**What the task requires:** Leaving the pictures aside, transcribe every line below exactly.

☆ ☆ ☆ ☆

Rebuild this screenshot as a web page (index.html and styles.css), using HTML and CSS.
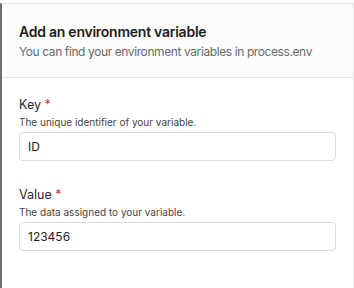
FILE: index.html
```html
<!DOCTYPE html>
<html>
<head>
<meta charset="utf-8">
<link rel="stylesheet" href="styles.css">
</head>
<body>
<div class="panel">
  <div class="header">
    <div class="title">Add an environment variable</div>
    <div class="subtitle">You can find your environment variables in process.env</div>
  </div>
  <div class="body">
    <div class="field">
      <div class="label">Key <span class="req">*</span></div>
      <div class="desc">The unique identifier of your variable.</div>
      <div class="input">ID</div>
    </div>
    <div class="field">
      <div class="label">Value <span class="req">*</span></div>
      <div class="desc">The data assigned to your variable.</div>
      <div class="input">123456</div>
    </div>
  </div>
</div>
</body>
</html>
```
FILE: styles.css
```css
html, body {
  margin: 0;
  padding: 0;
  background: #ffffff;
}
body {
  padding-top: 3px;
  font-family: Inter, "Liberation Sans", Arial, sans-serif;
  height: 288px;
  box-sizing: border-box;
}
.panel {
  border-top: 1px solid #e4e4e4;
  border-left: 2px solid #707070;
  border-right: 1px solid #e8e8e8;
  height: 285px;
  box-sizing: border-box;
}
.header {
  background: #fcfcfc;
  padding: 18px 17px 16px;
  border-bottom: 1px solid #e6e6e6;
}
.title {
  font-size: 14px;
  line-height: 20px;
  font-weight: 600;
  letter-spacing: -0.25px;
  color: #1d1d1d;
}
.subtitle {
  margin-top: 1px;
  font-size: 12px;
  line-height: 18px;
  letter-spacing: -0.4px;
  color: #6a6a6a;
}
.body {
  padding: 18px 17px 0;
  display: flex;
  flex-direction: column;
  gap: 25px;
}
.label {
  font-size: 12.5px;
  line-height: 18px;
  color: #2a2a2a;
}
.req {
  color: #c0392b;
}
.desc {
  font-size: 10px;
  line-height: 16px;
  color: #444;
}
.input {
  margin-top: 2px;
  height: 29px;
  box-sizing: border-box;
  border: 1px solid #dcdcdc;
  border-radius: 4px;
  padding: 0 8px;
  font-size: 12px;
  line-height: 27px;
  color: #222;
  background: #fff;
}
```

☆ ☆ ☆ ☆

**The response:**
Rebuild this screenshot as a web page (index.html and styles.css), using HTML and CSS.
FILE: index.html
```html
<!DOCTYPE html>
<html>
<head>
<meta charset="utf-8">
<link rel="stylesheet" href="styles.css">
</head>
<body>
<div class="panel">
  <div class="header">
    <div class="title">Add an environment variable</div>
    <div class="subtitle">You can find your environment variables in process.env</div>
  </div>
  <div class="body">
    <div class="field">
      <div class="label">Key <span class="req">*</span></div>
      <div class="desc">The unique identifier of your variable.</div>
      <div class="input">ID</div>
    </div>
    <div class="field">
      <div class="label">Value <span class="req">*</span></div>
      <div class="desc">The data assigned to your variable.</div>
      <div class="input">123456</div>
    </div>
  </div>
</div>
</body>
</html>
```
FILE: styles.css
```css
html, body {
  margin: 0;
  padding: 0;
  background: #ffffff;
}
body {
  padding-top: 3px;
  font-family: Inter, "Liberation Sans", Arial, sans-serif;
  height: 288px;
  box-sizing: border-box;
}
.panel {
  border-top: 1px solid #e4e4e4;
  border-left: 2px solid #707070;
  border-right: 1px solid #e8e8e8;
  height: 285px;
  box-sizing: border-box;
}
.header {
  background: #fcfcfc;
  padding: 18px 17px 16px;
  border-bottom: 1px solid #e6e6e6;
}
.title {
  font-size: 14px;
  line-height: 20px;
  font-weight: 600;
  letter-spacing: -0.25px;
  color: #1d1d1d;
}
.subtitle {
  margin-top: 1px;
  font-size: 12px;
  line-height: 18px;
  letter-spacing: -0.4px;
  color: #6a6a6a;
}
.body {
  padding: 18px 17px 0;
  display: flex;
  flex-direction: column;
  gap: 25px;
}
.label {
  font-size: 12.5px;
  line-height: 18px;
  color: #2a2a2a;
}
.req {
  color: #c0392b;
}
.desc {
  font-size: 10px;
  line-height: 16px;
  color: #444;
}
.input {
  margin-top: 2px;
  height: 29px;
  box-sizing: border-box;
  border: 1px solid #dcdcdc;
  border-radius: 4px;
  padding: 0 8px;
  font-size: 12px;
  line-height: 27px;
  color: #222;
  background: #fff;
}
```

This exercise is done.